Case study 1: Topics, genre, and text development

Topics, genre, and text development

  • Background:
    • Topic modeling (Blei 2011)
    • How to model text (and plot) development? (Jockers 2015, Schmidt 2014)
  • Questions:
    • How are topics and subgenres related?
    • How are topics related to text development?
    • How are topics in text development related to subgenres?

Data

  • 128 novels in Spanish language (from Spain, Argentina, Cuba, Mexico)
  • 1850-1930
  • subgenres: sentimental, historical, socio-political, subjective
  • 7,318,130 tokens

Method: Topic Modeling

  • algorithms to discover "hidden thematic structure in large archives of documents" (Blei 2011)
  • based on assumptions from distributional semantics
  • groups of semantically related words are detected based on their joint occurrence in the documents
  • topic: probability distribution of words
  • document: probability distribution of topics

(David Blei, "Introduction to Probabilistic Topic Models", 2011)

Method: Topic Modeling

  • tools: Mallet (McCallum 2002), tmw (Schöch et al.)
  • parameters:
    • text segment length: 1500 words
    • just nouns
    • without the 70 MFW
    • number of topics: 70
    • 6 bins (sections) per text

Results: Topics

Results: Topics

Results: Subgenres

Distinctive topics for subgenres

Results: Text development

Important topics at the beginning

Results: Text development

Important topics at the end

Results: Topics, subgenres, and text development

School

Results: Topics, subgenres, and text development

Illness

Conclusions: Topics, genre, and text development

  • there are: topics which are specific for certain subgenres,
  • topics which are typical for specific points in the text development,
  • topics which are characteristic for the beginning or end of a subgenre,
  • but: rather exceptions than the general rule!

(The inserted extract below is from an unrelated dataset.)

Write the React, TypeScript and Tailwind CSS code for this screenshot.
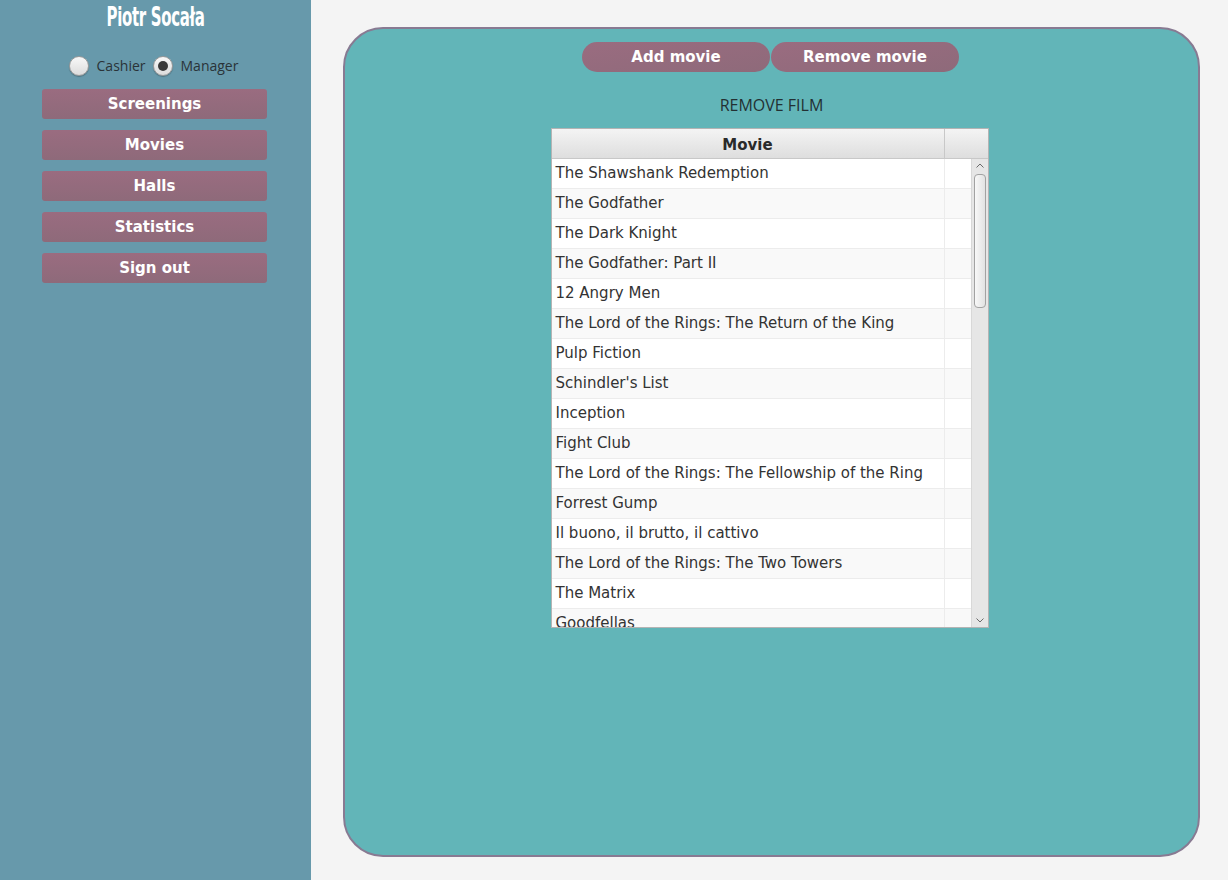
import React, { useState } from 'react';

const movies = [
  'The Shawshank Redemption',
  'The Godfather',
  'The Dark Knight',
  'The Godfather: Part II',
  '12 Angry Men',
  'The Lord of the Rings: The Return of the King',
  'Pulp Fiction',
  "Schindler's List",
  'Inception',
  'Fight Club',
  'The Lord of the Rings: The Fellowship of the Ring',
  'Forrest Gump',
  'Il buono, il brutto, il cattivo',
  'The Lord of the Rings: The Two Towers',
  'The Matrix',
  'Goodfellas',
];

const navItems = ['Screenings', 'Movies', 'Halls', 'Statistics', 'Sign out'];

function Radio({ label, checked, onClick }: { label: string; checked: boolean; onClick: () => void }) {
  return (
    <button onClick={onClick} className="flex items-center gap-[8px] cursor-pointer">
      <span className="w-[20px] h-[20px] rounded-full border border-[#9a9a9a] bg-gradient-to-b from-[#f8f8f8] to-[#dcdcdc] shadow-[0_1px_1px_rgba(0,0,0,0.25)] flex items-center justify-center">
        {checked && <span className="w-[10px] h-[10px] rounded-full bg-[#3a3a3a]" />}
      </span>
      <span className="text-[14px] text-[#2a3338]">{label}</span>
    </button>
  );
}

export default function App() {
  const [role, setRole] = useState<'cashier' | 'manager'>('manager');
  const [tab, setTab] = useState<'add' | 'remove'>('remove');
  const [selected, setSelected] = useState<number | null>(null);

  return (
    <div className="flex w-[1228px] h-[880px] bg-[#f4f4f4] font-['Open_Sans',sans-serif]">
      {/* Sidebar */}
      <aside className="w-[311px] h-full bg-[#6799ab] flex flex-col items-center">
        <div className="h-[34px] flex items-center justify-center">
          <span className="inline-block text-white font-['DejaVu_Sans_Condensed',sans-serif] font-bold text-[26px] tracking-[-0.5px] scale-x-[0.64] leading-none">
            Piotr Socała
          </span>
        </div>
        <div className="flex items-center gap-[7px] mt-[21px] mr-[4px]">
          <Radio label="Cashier" checked={role === 'cashier'} onClick={() => setRole('cashier')} />
          <Radio label="Manager" checked={role === 'manager'} onClick={() => setRole('manager')} />
        </div>
        <nav className="flex flex-col gap-[11px] mt-[13px] mr-[2px]">
          {navItems.map((item) => (
            <button
              key={item}
              className="w-[225px] h-[30px] rounded-[3px] bg-gradient-to-b from-[#9a6c80] to-[#8e6a7a] text-white font-['DejaVu_Sans',sans-serif] font-bold text-[15px] flex items-center justify-center cursor-pointer"
            >
              {item}
            </button>
          ))}
        </nav>
      </aside>

      {/* Main */}
      <main className="flex-1 pl-[32px] pr-[28px] pt-[27px] pb-[23px]">
        <div className="h-full rounded-[40px] border-2 border-[#887a92] bg-[#62b5b8] flex flex-col items-center">
          <div className="flex gap-[1px] mt-[13px] mr-[2px]">
            <button
              onClick={() => setTab('add')}
              className="w-[188px] h-[30px] rounded-full bg-gradient-to-br from-[#9a6c80] to-[#8e6a7a] text-white font-['DejaVu_Sans',sans-serif] font-bold text-[15px] cursor-pointer"
            >
              Add movie
            </button>
            <button
              onClick={() => setTab('remove')}
              className="w-[188px] h-[30px] rounded-full bg-gradient-to-br from-[#9a6c80] to-[#8e6a7a] text-white font-['DejaVu_Sans',sans-serif] font-bold text-[15px] cursor-pointer"
            >
              Remove movie
            </button>
          </div>
          <div className="mt-[22px] text-[16px] text-[#233033] leading-[22px]">
            {tab === 'remove' ? 'REMOVE FILM' : 'ADD FILM'}
          </div>

          {/* Table */}
          <div className="mt-[12px] mr-[4px] w-[438px] h-[500px] border border-[#b4b4b4] bg-white flex flex-col overflow-hidden font-['DejaVu_Sans',sans-serif]">
            <div className="flex h-[30px] shrink-0 bg-gradient-to-b from-[#f4f4f4] to-[#dedede] border-b border-[#c8c8c8]">
              <div className="w-[393px] border-r border-[#c8c8c8] flex items-center justify-center pt-[3px] text-[15px] font-bold text-[#2a2a2a]">
                Movie
              </div>
              <div className="flex-1" />
            </div>
            <div className="flex flex-1 min-h-0">
              <div className="flex-1 overflow-hidden">
                {movies.map((m, i) => (
                  <div
                    key={m}
                    onClick={() => setSelected(i)}
                    className={`flex h-[30px] border-b border-[#ececec] cursor-pointer ${
                      selected === i ? 'bg-[#0096c9] text-white' : i % 2 === 0 ? 'bg-white text-[#333]' : 'bg-[#f9f9f9] text-[#333]'
                    }`}
                  >
                    <div className="w-[393px] border-r border-[#ececec] flex items-center pl-[4px] text-[15px] whitespace-nowrap">
                      {m}
                    </div>
                    <div className="flex-1" />
                  </div>
                ))}
              </div>
              {/* Scrollbar */}
              <div className="w-[17px] bg-[#e6e6e6] border-l border-[#d8d8d8] flex flex-col items-center">
                <svg width="10" height="12" viewBox="0 0 10 12" className="mt-[1px]">
                  <path d="M1.5 7.5 L5 4 L8.5 7.5" fill="none" stroke="#6a6a6a" strokeWidth="1" />
                </svg>
                <div className="w-[12px] h-[134px] mt-[2px] rounded-[4px] border border-[#a2a2a2] bg-gradient-to-r from-[#f8f8f8] to-[#e2e2e2]" />
                <div className="flex-1" />
                <svg width="10" height="12" viewBox="0 0 10 12" className="mb-[1px]">
                  <path d="M1.5 4.5 L5 8 L8.5 4.5" fill="none" stroke="#6a6a6a" strokeWidth="1" />
                </svg>
              </div>
            </div>
          </div>
        </div>
      </main>
    </div>
  );
}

Case study 2: Sentiments and genre

Sentiments and genre: Background

  • Sentiment Analysis: computational treatment of sentiment, opinion, emotion in text (Pang and Lee, 2008)
  • Sentiments modelled as polarity values or emotion values
  • Method has been used for genre analysis (Kim et al, 2017; Zehe et al., 2016)
  • Here: analysis of Spanish American novels

Aims & Hypotheses

  • Exploration of relationship between sentiments and genre in 19th c. Spanish-American novels
  • Sentiments as linguistic manifestations of emotions on the textual surface
  • Hypothesis 1: degree and kind of emotionality differs for different subgenres
  • Hypothesis 2: it matters, whether emotions are expressed in direct speech or narrated text
  • Sidegoal: test two sentiment lexica for Spanish
  • Methods: Sentiment Analysis & Machine Learning

Sentence examples

from El Chacho by Eduardo Gutiérrez, 1884, military novel, narrated text:

Quiroga entretanto permanecía en Buenos Aires, bebiendo en la inspiración infame del tirano las más sangrientas ideas, y recibiendo las más terribles instrucciones.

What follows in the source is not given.